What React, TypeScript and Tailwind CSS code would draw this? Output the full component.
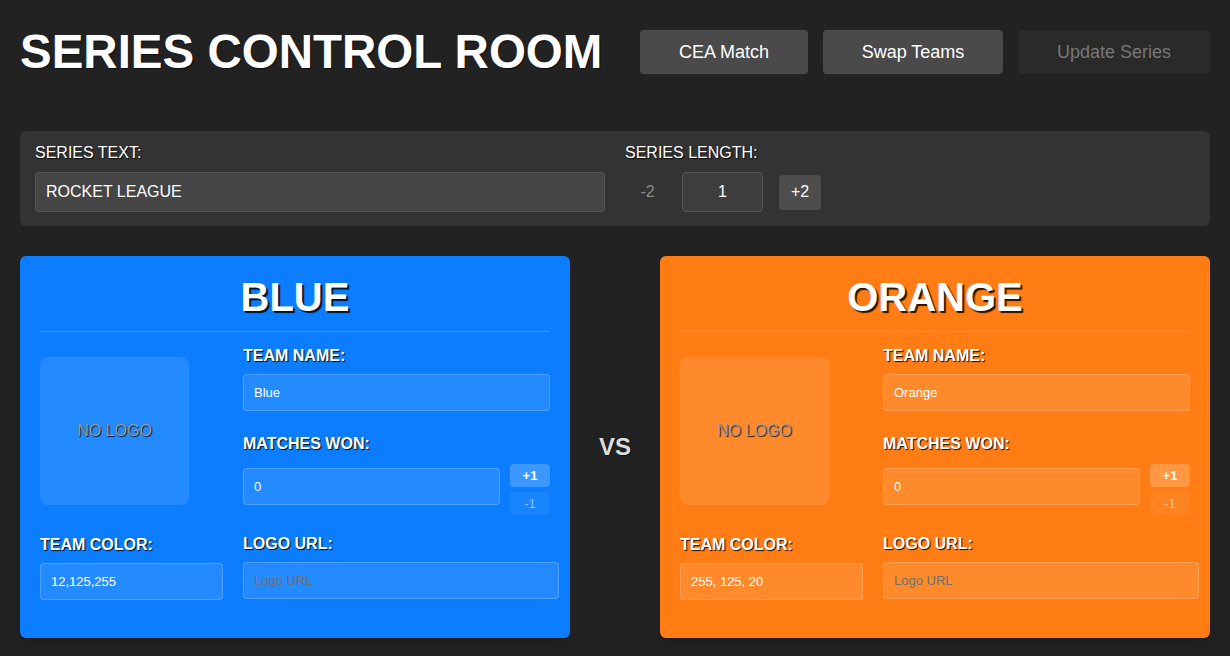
import { useState } from "react";

interface Team {
  key: string;
  title: string;
  name: string;
  color: string;
  bg: string;
}

const teams: Team[] = [
  { key: "blue", title: "BLUE", name: "Blue", color: "12,125,255", bg: "bg-[#0c7dff]" },
  { key: "orange", title: "ORANGE", name: "Orange", color: "255, 125, 20", bg: "bg-[#ff7d14]" },
];

const label = "block text-[16px] leading-[18px] font-bold text-white [text-shadow:1px_1px_1px_rgba(0,0,0,0.9)]";
const field =
  "h-[37px] rounded-[4px] border border-white/20 bg-white/10 px-[10px] text-[13px] text-white outline-none placeholder:text-[#6f6f6f]";

function TeamCard({ team }: { team: Team }) {
  const [wins, setWins] = useState(0);

  return (
    <div className={`w-[550px] shrink-0 rounded-[6px] px-[20px] pt-[18px] pb-[38px] shadow-lg ${team.bg}`}>
      <h2 className="border-b border-white/20 pb-[11px] text-center text-[40px] leading-[46px] font-bold text-white [text-shadow:2px_2px_1px_rgba(0,0,0,0.85)]">
        {team.title}
      </h2>

      <div className="mt-[15px] grid grid-cols-[183px_minmax(0,1fr)] gap-x-[20px] gap-y-[21px]">
        <div className="flex items-center">
          <div className="flex h-[148px] w-[149px] items-center justify-center rounded-[8px] bg-white/10 text-[16px] text-[#9a9a9a] [text-shadow:1px_1px_1px_rgba(0,0,0,0.8)]">
            NO LOGO
          </div>
        </div>

        <div>
          <label className={label}>TEAM NAME:</label>
          <input className={`${field} mt-[9px] w-full`} defaultValue={team.name} />

          <label className={`${label} mt-[24px]`}>MATCHES WON:</label>
          <div className="mt-[11px] flex items-start gap-[10px]">
            <input className={`${field} mt-[4px] min-w-0 flex-1`} value={wins} onChange={() => {}} />
            <div className="flex flex-col gap-[5px]">
              <button
                onClick={() => setWins(wins + 1)}
                className="h-[23px] w-[40px] rounded-[4px] bg-white/20 text-[13px] font-bold text-white"
              >
                +1
              </button>
              <button
                onClick={() => setWins(Math.max(0, wins - 1))}
                className="h-[23px] w-[40px] rounded-[4px] bg-white/5 text-[13px] text-white/50"
              >
                -1
              </button>
            </div>
          </div>
        </div>

        <div>
          <label className={label}>TEAM COLOR:</label>
          <input className={`${field} mt-[9px] w-[183px]`} defaultValue={team.color} />
        </div>

        <div>
          <label className={`${label} -mt-[1px]`}>LOGO URL:</label>
          <input className={`${field} mt-[9px] w-[316px]`} placeholder="Logo URL" />
        </div>
      </div>
    </div>
  );
}

export default function App() {
  const [length, setLength] = useState(1);

  return (
    <div className="min-h-[656px] bg-[#222222] px-[20px] pt-[24px] pb-[18px] font-['Liberation_Sans',Arial,sans-serif] text-white">
      <header className="flex h-[56px] items-center justify-between">
        <h1 className="text-[47.5px] leading-[56px] font-bold text-white [text-shadow:1px_1px_1px_rgba(0,0,0,0.6)]">
          SERIES CONTROL ROOM
        </h1>
        <div className="flex items-center gap-[15px]">
          <button className="h-[44px] w-[168px] rounded-[4px] bg-[#4a4a4a] text-[18px] text-white">CEA Match</button>
          <button className="h-[44px] w-[180px] rounded-[4px] bg-[#4a4a4a] text-[18px] text-white">Swap Teams</button>
          <button className="h-[44px] w-[192px] rounded-[4px] bg-[#2a2a2a] text-[18px] text-[#777777]">Update Series</button>
        </div>
      </header>

      <section className="mt-[51px] flex gap-[20px] rounded-[6px] bg-[#333333] px-[15px] pt-[13px] pb-[14px]">
        <div className="w-[570px]">
          <label className="block text-[16px] leading-[18px] text-white [text-shadow:1px_1px_1px_rgba(0,0,0,0.8)]">SERIES TEXT:</label>
          <input
            className="mt-[10px] h-[40px] w-full rounded-[4px] border border-[#555555] bg-[#454545] px-[10px] text-[16px] text-white outline-none"
            defaultValue="ROCKET LEAGUE"
          />
        </div>
        <div>
          <label className="block text-[16px] leading-[18px] text-white [text-shadow:1px_1px_1px_rgba(0,0,0,0.8)]">SERIES LENGTH:</label>
          <div className="mt-[10px] flex items-center gap-[15px]">
            <button
              onClick={() => setLength(Math.max(1, length - 2))}
              className="h-[35px] w-[45px] rounded-[4px] text-[16px] text-[#8a8a8a]"
            >
              -2
            </button>
            <input
              className="-ml-[3px] h-[40px] w-[81px] rounded-[4px] border border-[#555555] bg-[#3d3d3d] text-center text-[16px] text-white outline-none"
              value={length}
              onChange={() => {}}
            />
            <button
              onClick={() => setLength(length + 2)}
              className="ml-[1px] h-[35px] w-[42px] rounded-[4px] bg-[#4d4d4d] text-[16px] text-white"
            >
              +2
            </button>
          </div>
        </div>
      </section>

      <main className="mt-[30px] flex items-stretch">
        <TeamCard team={teams[0]} />
        <div className="flex w-[90px] shrink-0 items-center justify-center text-[24px] font-bold text-[#dddddd] [text-shadow:1px_1px_1px_rgba(0,0,0,0.6)]">
          VS
        </div>
        <TeamCard team={teams[1]} />
      </main>
    </div>
  );
}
###
• WRITTEN REQUEST
Gather each line of the listing that holds the string "full".

• SOLUTION BELOW
What React, TypeScript and Tailwind CSS code would draw this? Output the full component.
          <input className={`${field} mt-[9px] w-full`} defaultValue={team.name} />
            className="mt-[10px] h-[40px] w-full rounded-[4px] border border-[#555555] bg-[#454545] px-[10px] text-[16px] text-white outline-none"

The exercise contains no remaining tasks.